-- begin Items --
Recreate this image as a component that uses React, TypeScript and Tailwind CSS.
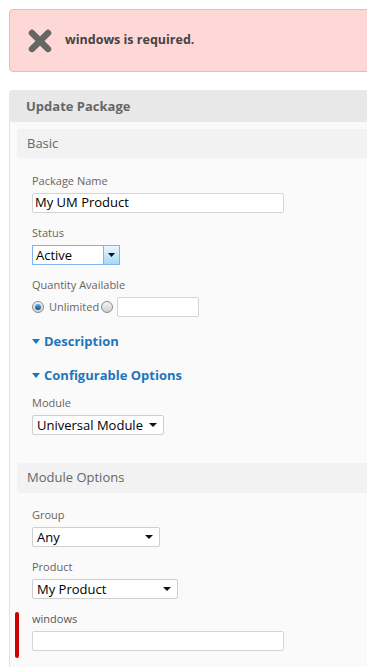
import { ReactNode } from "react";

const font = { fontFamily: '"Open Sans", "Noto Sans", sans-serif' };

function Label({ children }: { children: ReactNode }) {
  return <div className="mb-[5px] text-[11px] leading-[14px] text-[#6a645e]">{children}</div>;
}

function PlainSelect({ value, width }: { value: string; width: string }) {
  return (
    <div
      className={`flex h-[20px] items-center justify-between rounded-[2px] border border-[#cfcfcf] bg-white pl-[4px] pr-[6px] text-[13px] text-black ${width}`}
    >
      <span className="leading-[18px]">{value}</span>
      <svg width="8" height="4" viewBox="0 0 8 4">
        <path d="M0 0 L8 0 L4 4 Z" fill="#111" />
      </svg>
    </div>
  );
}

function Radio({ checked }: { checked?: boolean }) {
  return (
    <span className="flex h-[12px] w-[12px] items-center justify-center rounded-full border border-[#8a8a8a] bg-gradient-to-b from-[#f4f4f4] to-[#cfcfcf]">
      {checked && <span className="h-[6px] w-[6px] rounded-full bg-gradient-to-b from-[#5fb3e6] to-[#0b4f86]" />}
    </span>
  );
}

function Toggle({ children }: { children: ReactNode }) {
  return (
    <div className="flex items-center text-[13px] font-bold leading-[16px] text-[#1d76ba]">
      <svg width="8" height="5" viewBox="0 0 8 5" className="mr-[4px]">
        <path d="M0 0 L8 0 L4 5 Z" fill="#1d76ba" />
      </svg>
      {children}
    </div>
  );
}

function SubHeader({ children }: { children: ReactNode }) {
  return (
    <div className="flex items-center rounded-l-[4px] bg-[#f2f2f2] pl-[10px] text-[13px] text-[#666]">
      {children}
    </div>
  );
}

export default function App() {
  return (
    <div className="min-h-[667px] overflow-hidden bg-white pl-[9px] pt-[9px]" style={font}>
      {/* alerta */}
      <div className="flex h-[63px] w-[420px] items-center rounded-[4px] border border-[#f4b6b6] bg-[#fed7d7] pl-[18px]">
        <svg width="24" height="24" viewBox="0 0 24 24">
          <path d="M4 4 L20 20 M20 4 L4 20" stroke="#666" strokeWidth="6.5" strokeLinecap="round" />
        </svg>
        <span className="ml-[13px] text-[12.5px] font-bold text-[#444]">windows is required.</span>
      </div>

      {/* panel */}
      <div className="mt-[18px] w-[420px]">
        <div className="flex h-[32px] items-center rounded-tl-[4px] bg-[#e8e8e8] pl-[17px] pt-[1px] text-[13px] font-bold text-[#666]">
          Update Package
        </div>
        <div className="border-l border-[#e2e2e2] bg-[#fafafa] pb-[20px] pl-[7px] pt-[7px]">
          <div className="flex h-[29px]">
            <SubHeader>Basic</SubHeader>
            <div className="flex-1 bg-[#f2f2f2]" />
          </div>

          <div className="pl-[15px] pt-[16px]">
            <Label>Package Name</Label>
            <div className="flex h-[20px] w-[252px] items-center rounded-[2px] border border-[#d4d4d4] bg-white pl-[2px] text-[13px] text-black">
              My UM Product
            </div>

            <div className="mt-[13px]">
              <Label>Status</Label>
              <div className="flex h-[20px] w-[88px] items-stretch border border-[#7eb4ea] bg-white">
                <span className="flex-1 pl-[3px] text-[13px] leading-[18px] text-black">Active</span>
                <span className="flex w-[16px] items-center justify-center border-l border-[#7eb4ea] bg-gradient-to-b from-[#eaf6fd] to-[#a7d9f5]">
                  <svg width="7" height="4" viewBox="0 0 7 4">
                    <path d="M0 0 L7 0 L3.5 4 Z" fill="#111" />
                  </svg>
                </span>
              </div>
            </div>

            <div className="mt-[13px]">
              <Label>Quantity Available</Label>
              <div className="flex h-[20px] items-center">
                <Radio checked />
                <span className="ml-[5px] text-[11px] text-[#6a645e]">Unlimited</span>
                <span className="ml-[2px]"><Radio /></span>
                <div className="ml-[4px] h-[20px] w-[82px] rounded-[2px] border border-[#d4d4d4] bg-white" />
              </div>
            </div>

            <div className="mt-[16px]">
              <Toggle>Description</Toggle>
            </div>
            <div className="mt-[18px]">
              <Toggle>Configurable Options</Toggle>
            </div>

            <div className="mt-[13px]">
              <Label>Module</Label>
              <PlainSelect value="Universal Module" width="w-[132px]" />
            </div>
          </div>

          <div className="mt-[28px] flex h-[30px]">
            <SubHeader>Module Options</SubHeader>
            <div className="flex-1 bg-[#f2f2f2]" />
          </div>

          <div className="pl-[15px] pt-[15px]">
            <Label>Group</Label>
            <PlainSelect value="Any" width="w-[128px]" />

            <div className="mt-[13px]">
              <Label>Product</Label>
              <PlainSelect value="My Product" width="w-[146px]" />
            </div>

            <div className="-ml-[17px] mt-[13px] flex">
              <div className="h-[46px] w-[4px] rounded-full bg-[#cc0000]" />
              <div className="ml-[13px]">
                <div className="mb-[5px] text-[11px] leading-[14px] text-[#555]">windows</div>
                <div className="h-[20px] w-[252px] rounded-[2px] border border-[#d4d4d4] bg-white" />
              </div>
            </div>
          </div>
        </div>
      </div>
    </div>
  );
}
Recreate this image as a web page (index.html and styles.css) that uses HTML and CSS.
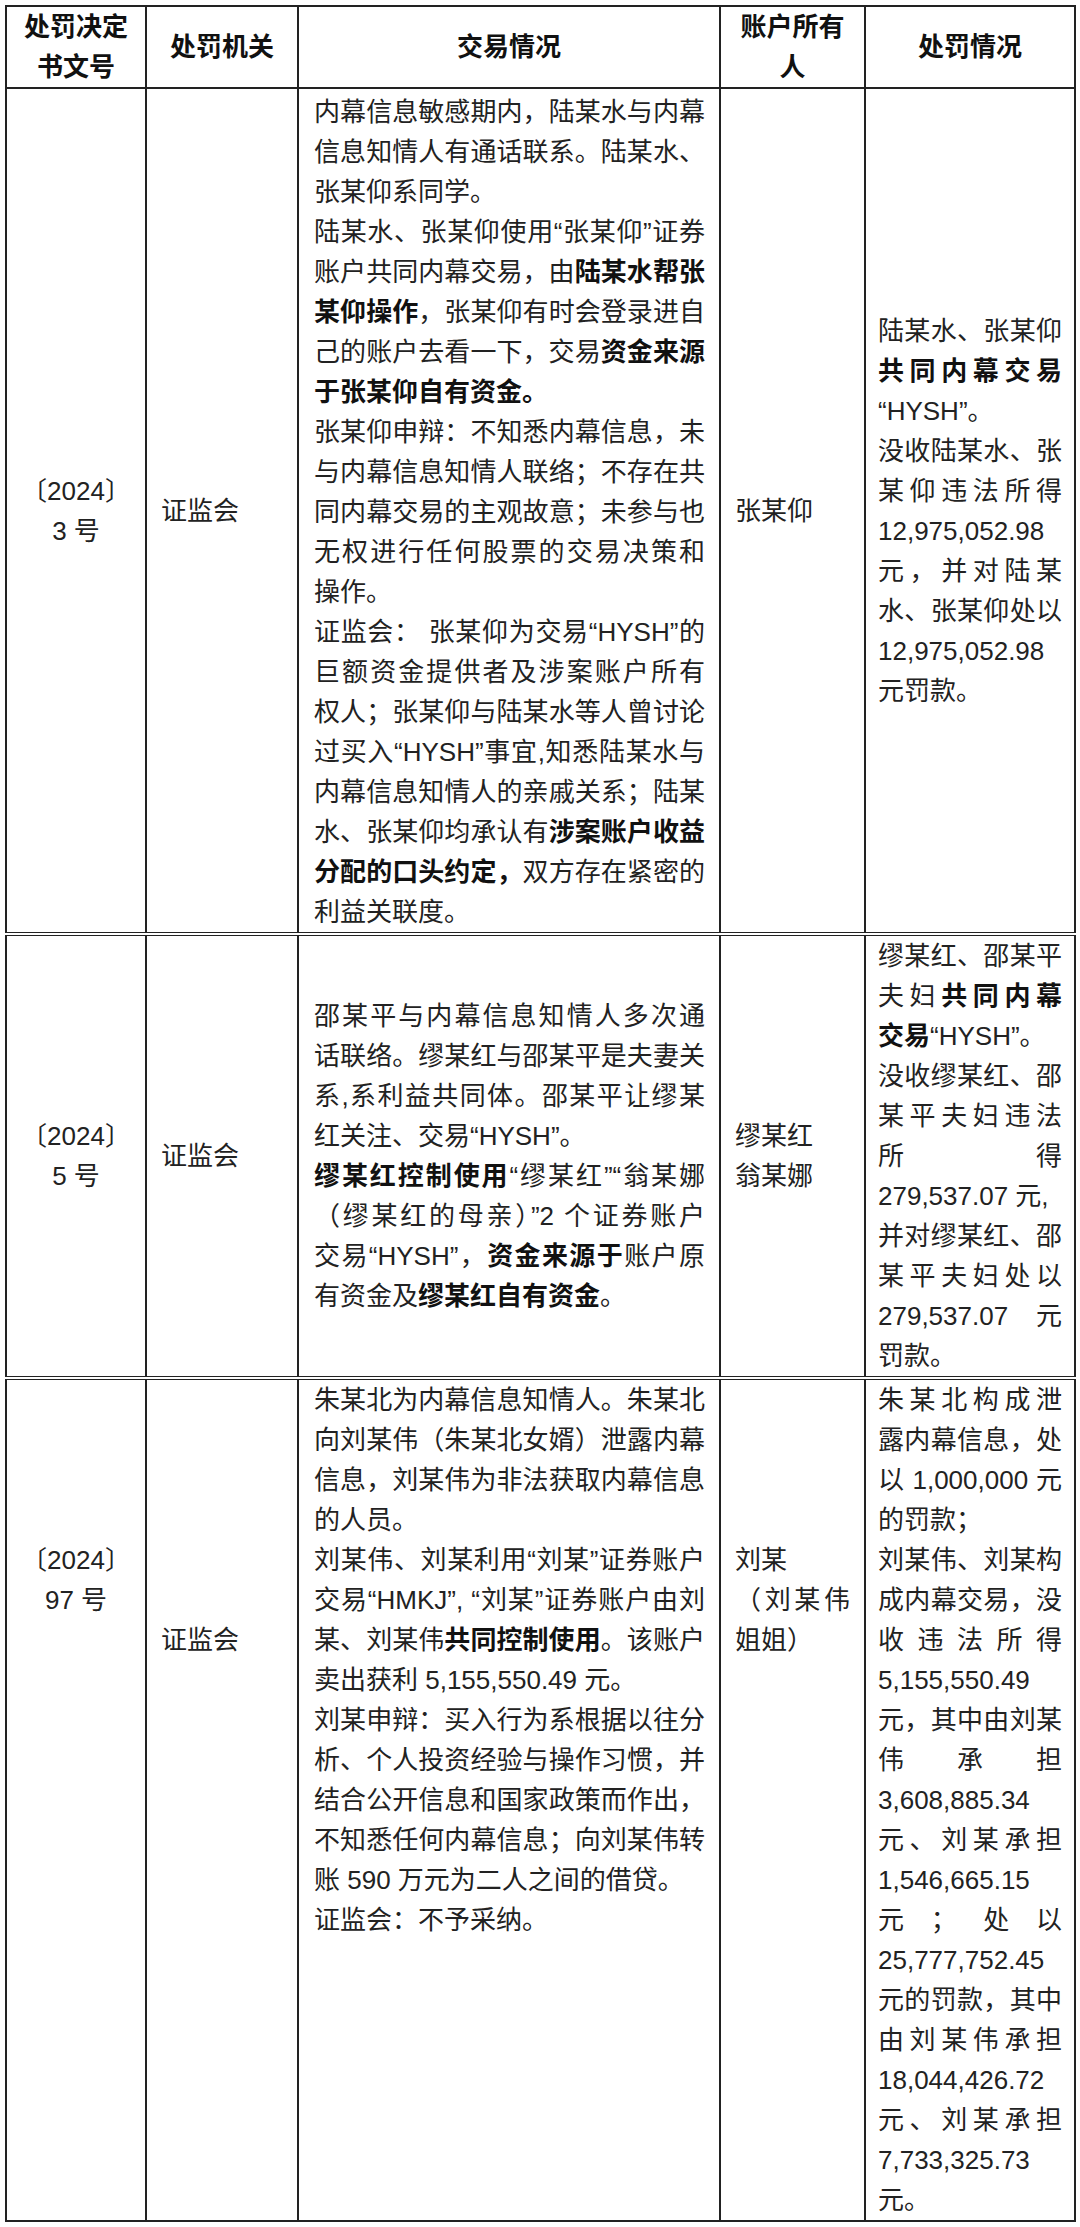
-- end Items --
What you will do: Using the records above, output their complete text exactly, minus any images.

Solution:
Recreate this image as a component that uses React, TypeScript and Tailwind CSS.
import { ReactNode } from "react";

const font = { fontFamily: '"Open Sans", "Noto Sans", sans-serif' };

function Label({ children }: { children: ReactNode }) {
  return <div className="mb-[5px] text-[11px] leading-[14px] text-[#6a645e]">{children}</div>;
}

function PlainSelect({ value, width }: { value: string; width: string }) {
  return (
    <div
      className={`flex h-[20px] items-center justify-between rounded-[2px] border border-[#cfcfcf] bg-white pl-[4px] pr-[6px] text-[13px] text-black ${width}`}
    >
      <span className="leading-[18px]">{value}</span>
      <svg width="8" height="4" viewBox="0 0 8 4">
        <path d="M0 0 L8 0 L4 4 Z" fill="#111" />
      </svg>
    </div>
  );
}

function Radio({ checked }: { checked?: boolean }) {
  return (
    <span className="flex h-[12px] w-[12px] items-center justify-center rounded-full border border-[#8a8a8a] bg-gradient-to-b from-[#f4f4f4] to-[#cfcfcf]">
      {checked && <span className="h-[6px] w-[6px] rounded-full bg-gradient-to-b from-[#5fb3e6] to-[#0b4f86]" />}
    </span>
  );
}

function Toggle({ children }: { children: ReactNode }) {
  return (
    <div className="flex items-center text-[13px] font-bold leading-[16px] text-[#1d76ba]">
      <svg width="8" height="5" viewBox="0 0 8 5" className="mr-[4px]">
        <path d="M0 0 L8 0 L4 5 Z" fill="#1d76ba" />
      </svg>
      {children}
    </div>
  );
}

function SubHeader({ children }: { children: ReactNode }) {
  return (
    <div className="flex items-center rounded-l-[4px] bg-[#f2f2f2] pl-[10px] text-[13px] text-[#666]">
      {children}
    </div>
  );
}

export default function App() {
  return (
    <div className="min-h-[667px] overflow-hidden bg-white pl-[9px] pt-[9px]" style={font}>
      {/* alerta */}
      <div className="flex h-[63px] w-[420px] items-center rounded-[4px] border border-[#f4b6b6] bg-[#fed7d7] pl-[18px]">
        <svg width="24" height="24" viewBox="0 0 24 24">
          <path d="M4 4 L20 20 M20 4 L4 20" stroke="#666" strokeWidth="6.5" strokeLinecap="round" />
        </svg>
        <span className="ml-[13px] text-[12.5px] font-bold text-[#444]">windows is required.</span>
      </div>

      {/* panel */}
      <div className="mt-[18px] w-[420px]">
        <div className="flex h-[32px] items-center rounded-tl-[4px] bg-[#e8e8e8] pl-[17px] pt-[1px] text-[13px] font-bold text-[#666]">
          Update Package
        </div>
        <div className="border-l border-[#e2e2e2] bg-[#fafafa] pb-[20px] pl-[7px] pt-[7px]">
          <div className="flex h-[29px]">
            <SubHeader>Basic</SubHeader>
            <div className="flex-1 bg-[#f2f2f2]" />
          </div>

          <div className="pl-[15px] pt-[16px]">
            <Label>Package Name</Label>
            <div className="flex h-[20px] w-[252px] items-center rounded-[2px] border border-[#d4d4d4] bg-white pl-[2px] text-[13px] text-black">
              My UM Product
            </div>

            <div className="mt-[13px]">
              <Label>Status</Label>
              <div className="flex h-[20px] w-[88px] items-stretch border border-[#7eb4ea] bg-white">
                <span className="flex-1 pl-[3px] text-[13px] leading-[18px] text-black">Active</span>
                <span className="flex w-[16px] items-center justify-center border-l border-[#7eb4ea] bg-gradient-to-b from-[#eaf6fd] to-[#a7d9f5]">
                  <svg width="7" height="4" viewBox="0 0 7 4">
                    <path d="M0 0 L7 0 L3.5 4 Z" fill="#111" />
                  </svg>
                </span>
              </div>
            </div>

            <div className="mt-[13px]">
              <Label>Quantity Available</Label>
              <div className="flex h-[20px] items-center">
                <Radio checked />
                <span className="ml-[5px] text-[11px] text-[#6a645e]">Unlimited</span>
                <span className="ml-[2px]"><Radio /></span>
                <div className="ml-[4px] h-[20px] w-[82px] rounded-[2px] border border-[#d4d4d4] bg-white" />
              </div>
            </div>

            <div className="mt-[16px]">
              <Toggle>Description</Toggle>
            </div>
            <div className="mt-[18px]">
              <Toggle>Configurable Options</Toggle>
            </div>

            <div className="mt-[13px]">
              <Label>Module</Label>
              <PlainSelect value="Universal Module" width="w-[132px]" />
            </div>
          </div>

          <div className="mt-[28px] flex h-[30px]">
            <SubHeader>Module Options</SubHeader>
            <div className="flex-1 bg-[#f2f2f2]" />
          </div>

          <div className="pl-[15px] pt-[15px]">
            <Label>Group</Label>
            <PlainSelect value="Any" width="w-[128px]" />

            <div className="mt-[13px]">
              <Label>Product</Label>
              <PlainSelect value="My Product" width="w-[146px]" />
            </div>

            <div className="-ml-[17px] mt-[13px] flex">
              <div className="h-[46px] w-[4px] rounded-full bg-[#cc0000]" />
              <div className="ml-[13px]">
                <div className="mb-[5px] text-[11px] leading-[14px] text-[#555]">windows</div>
                <div className="h-[20px] w-[252px] rounded-[2px] border border-[#d4d4d4] bg-white" />
              </div>
            </div>
          </div>
        </div>
      </div>
    </div>
  );
}
Recreate this image as a web page (index.html and styles.css) that uses HTML and CSS.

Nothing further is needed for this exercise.